On April 30, the Federal Reserve released additional guidance on the expanding scope and eligibility for Main Street Lending Program.
The Federal Reserve added the Main Street Priority Loan Facility, which implies that the Treasury and Fed are willing to take riskier types of loans.
Much to the credit of firms that submitted comments to the Federal Reserve, the Main Street Lending Program is now eligible for those firms with $5 billion in annual revenue and up to 15,000 employees, an increase from $2.5 billion in revenue and 10,000 employees. In addition, the minimum loan size was lowered to $500,000 from $1 million.
In addition to the Main Street New Loan Facility and the Main Street Expanded Loan Facility, the Federal Reserve added the Main Street Priority Loan Facility, which implies that the Treasury and Fed are willing to take riskier types of loans onto the central bank’s balance sheet because it allows debt to EBITDA of six times as opposed to four times in the Main Street New Loan Facility.

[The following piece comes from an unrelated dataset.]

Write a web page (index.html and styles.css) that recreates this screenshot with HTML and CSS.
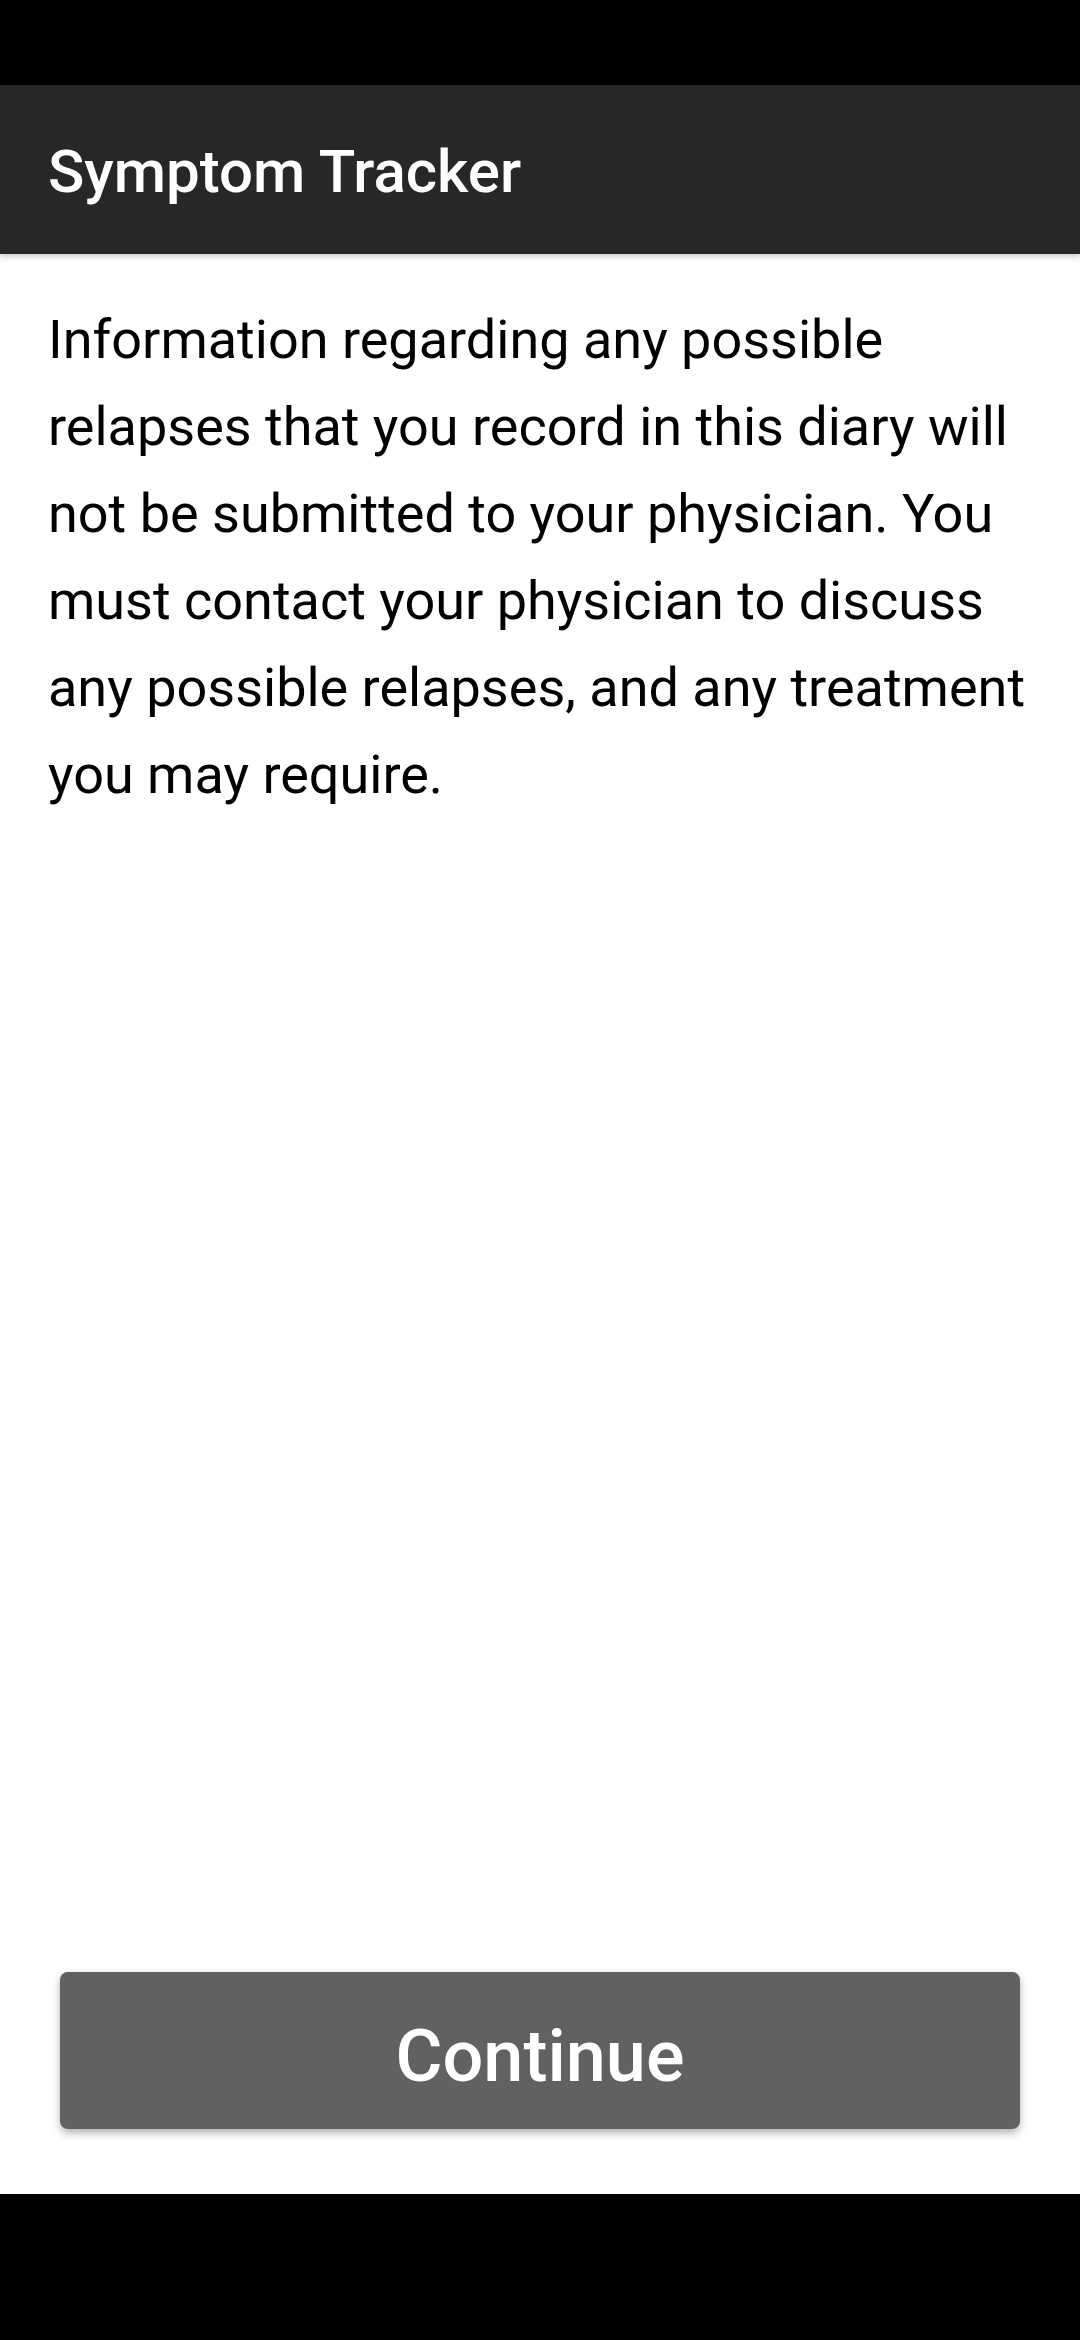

The Fed added language around what it means to make a reasonable effort to keep workers:
“Eligible Borrowers should make commercially reasonable efforts to retain employees during the term of the MSNLF Loan, MSPLF Loan, or MSELF upsized tranche. Specifically, an Eligible Borrower should undertake good-faith efforts to maintain payroll and retain employees, in light of its capacities, the economic environment, its available resources, and the business need for labor. Borrowers that have already laid off or furloughed workers as a result of the disruptions from COVID-19 are eligible to apply for Main Street loans.“
Each facility requires lender and borrower certifications and covenants. A full list of each can be accessed by reviewing each facility’s respective term sheets. It will be important for eligible lenders and eligible borrowers to understand the certifications and covenants as part of making a determination if accessing liquidity under the Main Street Lending Program makes sense.
Next steps for lenders:
- Review each facility’s terms. Determine which program may be appropriate for borrowers based on the expanded terms and eligibility.

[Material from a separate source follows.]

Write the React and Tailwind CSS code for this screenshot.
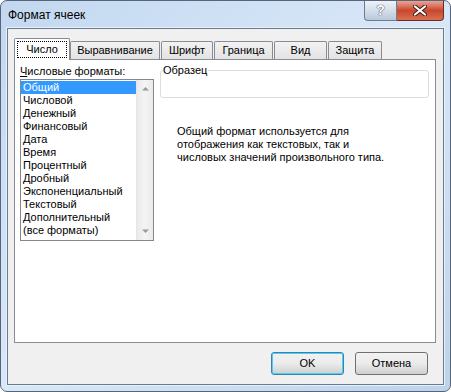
const formats = [
  'Общий',
  'Числовой',
  'Денежный',
  'Финансовый',
  'Дата',
  'Время',
  'Процентный',
  'Дробный',
  'Экспоненциальный',
  'Текстовый',
  'Дополнительный',
  '(все форматы)',
]

const tabs = [
  { label: 'Число', w: 'w-[56px]', active: true },
  { label: 'Выравнивание', w: 'w-[90px]' },
  { label: 'Шрифт', w: 'w-[52px]' },
  { label: 'Граница', w: 'w-[59px]' },
  { label: 'Вид', w: 'w-[53px]' },
  { label: 'Защита', w: 'w-[54px]' },
]

function Tab({ label, w, active }) {
  if (active) {
    return (
      <div
        className={`${w} relative z-10 -mb-[1px] flex h-[22px] items-center justify-center rounded-t-[2px] border border-b-0 border-[#898c95] bg-white`}
      >
        <span className="border border-dotted border-black px-[8px] py-[1px] leading-[13px]">{label}</span>
      </div>
    )
  }
  return (
    <div
      className={`${w} mr-[1px] flex h-[18px] items-center justify-center rounded-t-[2px] border border-b-0 border-[#898c95] bg-gradient-to-b from-[#f2f2f2] to-[#e3e3e3]`}
    >
      {label}
    </div>
  )
}

function Button({ children, focused }) {
  return (
    <div
      className={`flex h-[23px] w-[73px] items-center justify-center rounded-[3px] border ${
        focused ? 'border-[#3c7fb1] shadow-[inset_0_0_0_1px_#48d0f5]' : 'border-[#707070]'
      } bg-gradient-to-b from-[#f2f2f2] via-[#ebebeb] to-[#cfcfcf]`}
    >
      {children}
    </div>
  )
}

export default function App() {
  return (
    <div className="h-[392px] w-[451px] bg-white font-['Liberation_Sans',Arial,sans-serif] text-[11px] text-black">
      <div className="flex h-full w-full flex-col rounded-[7px] border border-[#56657a] bg-gradient-to-br from-[#c2d8f0] via-[#d9e8f8] to-[#bcd3ec]">
        {/* Title bar */}
        <div className="flex h-[27px] items-start justify-between">
          <div className="pl-[7px] pt-[7px] text-[12px] leading-[15px]">Формат ячеек</div>
          <div className="mr-[6px] flex">
            <div className="flex h-[20px] w-[33px] items-center justify-center rounded-bl-[4px] border border-t-0 border-[#6d7c8f] bg-gradient-to-b from-[#eef3f9] via-[#d4deea] to-[#b8c8da] text-[14px] font-bold text-white [text-shadow:0_0_1px_#253446,0_0_1px_#253446]">
              ?
            </div>
            <div className="flex h-[20px] w-[47px] items-center justify-center rounded-br-[4px] border border-l-0 border-t-0 border-[#6d2b22] bg-gradient-to-b from-[#e8a493] via-[#c9452f] to-[#d8704f]">
              <svg width="14" height="11" viewBox="0 0 14 11">
                <path d="M2 1.5 L12 9.5 M12 1.5 L2 9.5" stroke="#3b1d18" strokeWidth="4" strokeLinecap="round" />
                <path d="M2 1.5 L12 9.5 M12 1.5 L2 9.5" stroke="#ffffff" strokeWidth="2.2" strokeLinecap="round" />
              </svg>
            </div>
          </div>
        </div>

        {/* Client area */}
        <div className="mx-[6px] mb-[6px] flex flex-1 flex-col border border-[#6b7a8d] bg-[#f0f0f0] shadow-[0_0_0_1px_#e8f1fb]">
          {/* Tabs */}
          <div className="flex h-[30px] items-end pl-[6px] pt-[9px]">
            {tabs.map((t) => (
              <Tab key={t.label} {...t} />
            ))}
          </div>

          {/* Panel */}
          <div className="ml-[6px] flex h-[284px] w-[422px] border border-[#898c95] bg-white pl-[5px] pt-[5px]">
            {/* Left column */}
            <div className="flex flex-col">
              <div className="leading-[13px]">
                <span className="underline">Ч</span>исловые форматы:
              </div>
              <div className="mt-[1px] flex h-[162px] w-[134px] border border-[#828790]">
                <div className="flex-1 pt-[1px]">
                  {formats.map((f, i) => (
                    <div
                      key={f}
                      className={`h-[13px] pl-[2px] leading-[13px] ${i === 0 ? 'bg-[#3399ff] text-white' : ''}`}
                    >
                      {f}
                    </div>
                  ))}
                </div>
                <div className="flex w-[17px] flex-col justify-between border-l border-[#e6e6e6] bg-gradient-to-r from-[#eaeaea] via-[#f4f4f4] to-[#eaeaea] py-[6px]">
                  <svg width="17" height="5" viewBox="0 0 17 5">
                    <path d="M5 4.5 L8.5 1 L12 4.5 Z" fill="#9a9a9a" />
                  </svg>
                  <svg width="17" height="5" viewBox="0 0 17 5">
                    <path d="M5 0.5 L8.5 4 L12 0.5 Z" fill="#9a9a9a" />
                  </svg>
                </div>
              </div>
            </div>

            {/* Right column */}
            <div className="ml-[6px] flex flex-col">
              <div className="relative mt-[5px] h-[28px] w-[269px] rounded-[3px] border border-[#d5dfe5]">
                <span className="absolute -top-[7px] left-[2px] bg-white pr-[1px] leading-[13px]">Образец</span>
              </div>
              <div className="ml-[17px] mt-[27px] leading-[13px]">
                Общий формат используется для
                <br />
                отображения как текстовых, так и
                <br />
                числовых значений произвольного типа.
              </div>
            </div>
          </div>

          {/* Buttons */}
          <div className="mt-[9px] flex justify-end gap-[11px] pr-[15px]">
            <Button focused>OK</Button>
            <Button>Отмена</Button>
          </div>
        </div>
      </div>
    </div>
  )
}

- Identify potential borrowers. Connect with and identify those firms that will need the Main Street Lending Program funds.
- Continue to monitor updates . Continue to monitor the program’s site to know when the program will launch and what further updates may be made to terms and rules.
Although taking the appropriate time on the front end to understand and plan will not eliminate the pain felt when the program rolls out, it will certainly help alleviate it.
Although the launch date of the Main Street Lending Program is still not known, the release of additional guidance and answers to common questions are a strong step forward for middle market businesses to gain bridge financing through an eligible lending institution.
Lending institutions should take the time afforded before the program launch to communicate with and educate prospective borrowers on the program. Simply put, this program can provide comfort to middle market businesses in an uncomfortable time.